[Data shown]:
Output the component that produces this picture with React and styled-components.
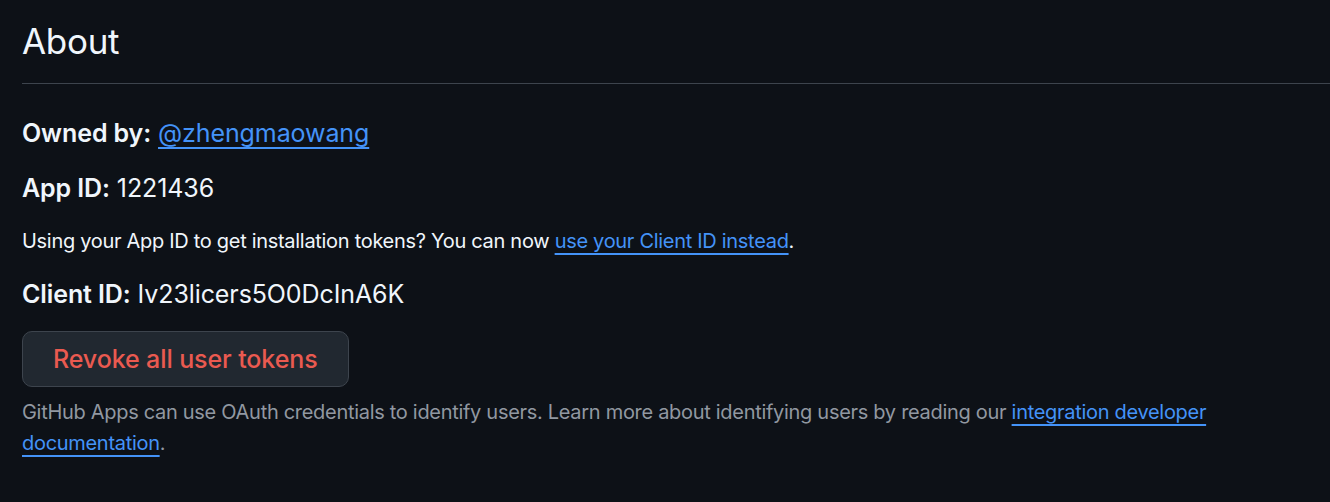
import React from "react";
import styled, { createGlobalStyle } from "styled-components";

const GlobalStyle = createGlobalStyle`
  html, body {
    margin: 0;
    padding: 0;
    background: #0d1117;
  }
  body {
    font-family: Inter, "Noto Sans", "Liberation Sans", sans-serif;
    color: #f0f6fc;
    -webkit-font-smoothing: antialiased;
  }
`;

const Page = styled.div`
  min-height: 502px;
  padding-left: 22px;
  background: #0d1117;
`;

const Subhead = styled.div`
  padding: 19px 0 19px;
  border-bottom: 1px solid #3d444d;
`;

const Heading = styled.h2`
  margin: 0;
  font-size: 35px;
  line-height: 45px;
  font-weight: 400;
  letter-spacing: -0.3px;
`;

const Body = styled.div`
  display: flex;
  flex-direction: column;
  align-items: flex-start;
  padding-top: 31px;
  padding-right: 10px;
`;

const Row = styled.p`
  margin: 0 0 ${(p) => p.$gap || 19}px;
  font-size: ${(p) => (p.$small ? 20 : 25)}px;
  line-height: ${(p) => (p.$small ? "31px" : "36px")};
  letter-spacing: ${(p) => (p.$small ? "-0.3px" : "-0.1px")};
  color: ${(p) => (p.$muted ? "#9198a1" : "#f0f6fc")};
`;

const Label = styled.strong`
  font-weight: 600;
`;

const Link = styled.a`
  color: #4493f8;
  text-decoration: underline;
  text-decoration-thickness: 2px;
  text-underline-offset: 5px;
  cursor: pointer;
`;

const DangerButton = styled.button`
  display: inline-flex;
  align-items: center;
  height: 56px;
  padding: 0 30px;
  margin-bottom: 10px;
  border: 1px solid #3d444d;
  border-radius: 10px;
  background: #212830;
  color: #ea5a50;
  font-family: inherit;
  font-size: 25px;
  font-weight: 500;
  letter-spacing: -0.1px;
  cursor: pointer;
`;

export default function App() {
  return (
    <Page>
      <GlobalStyle />
      <Subhead>
        <Heading>About</Heading>
      </Subhead>
      <Body>
        <Row>
          <Label>Owned by:</Label> <Link>@zhengmaowang</Link>
        </Row>
        <Row $gap={20}>
          <Label>App ID:</Label> 1221436
        </Row>
        <Row $small $gap={19}>
          Using your App ID to get installation tokens? You can now{" "}
          <Link>use your Client ID instead</Link>.
        </Row>
        <Row>
          <Label>Client ID:</Label> Iv23licers5O0DcInA6K
        </Row>
        <DangerButton>Revoke all user tokens</DangerButton>
        <Row $small $muted $gap={0}>
          GitHub Apps can use OAuth credentials to identify users. Learn more
          about identifying users by reading our{" "}
          <Link>integration developer documentation</Link>.
        </Row>
      </Body>
    </Page>
  );
}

[The request]: Output an exact copy of the material, with the pictures removed.

[Result of this task]:
Output the component that produces this picture with React and styled-components.
import React from "react";
import styled, { createGlobalStyle } from "styled-components";

const GlobalStyle = createGlobalStyle`
  html, body {
    margin: 0;
    padding: 0;
    background: #0d1117;
  }
  body {
    font-family: Inter, "Noto Sans", "Liberation Sans", sans-serif;
    color: #f0f6fc;
    -webkit-font-smoothing: antialiased;
  }
`;

const Page = styled.div`
  min-height: 502px;
  padding-left: 22px;
  background: #0d1117;
`;

const Subhead = styled.div`
  padding: 19px 0 19px;
  border-bottom: 1px solid #3d444d;
`;

const Heading = styled.h2`
  margin: 0;
  font-size: 35px;
  line-height: 45px;
  font-weight: 400;
  letter-spacing: -0.3px;
`;

const Body = styled.div`
  display: flex;
  flex-direction: column;
  align-items: flex-start;
  padding-top: 31px;
  padding-right: 10px;
`;

const Row = styled.p`
  margin: 0 0 ${(p) => p.$gap || 19}px;
  font-size: ${(p) => (p.$small ? 20 : 25)}px;
  line-height: ${(p) => (p.$small ? "31px" : "36px")};
  letter-spacing: ${(p) => (p.$small ? "-0.3px" : "-0.1px")};
  color: ${(p) => (p.$muted ? "#9198a1" : "#f0f6fc")};
`;

const Label = styled.strong`
  font-weight: 600;
`;

const Link = styled.a`
  color: #4493f8;
  text-decoration: underline;
  text-decoration-thickness: 2px;
  text-underline-offset: 5px;
  cursor: pointer;
`;

const DangerButton = styled.button`
  display: inline-flex;
  align-items: center;
  height: 56px;
  padding: 0 30px;
  margin-bottom: 10px;
  border: 1px solid #3d444d;
  border-radius: 10px;
  background: #212830;
  color: #ea5a50;
  font-family: inherit;
  font-size: 25px;
  font-weight: 500;
  letter-spacing: -0.1px;
  cursor: pointer;
`;

export default function App() {
  return (
    <Page>
      <GlobalStyle />
      <Subhead>
        <Heading>About</Heading>
      </Subhead>
      <Body>
        <Row>
          <Label>Owned by:</Label> <Link>@zhengmaowang</Link>
        </Row>
        <Row $gap={20}>
          <Label>App ID:</Label> 1221436
        </Row>
        <Row $small $gap={19}>
          Using your App ID to get installation tokens? You can now{" "}
          <Link>use your Client ID instead</Link>.
        </Row>
        <Row>
          <Label>Client ID:</Label> Iv23licers5O0DcInA6K
        </Row>
        <DangerButton>Revoke all user tokens</DangerButton>
        <Row $small $muted $gap={0}>
          GitHub Apps can use OAuth credentials to identify users. Learn more
          about identifying users by reading our{" "}
          <Link>integration developer documentation</Link>.
        </Row>
      </Body>
    </Page>
  );
}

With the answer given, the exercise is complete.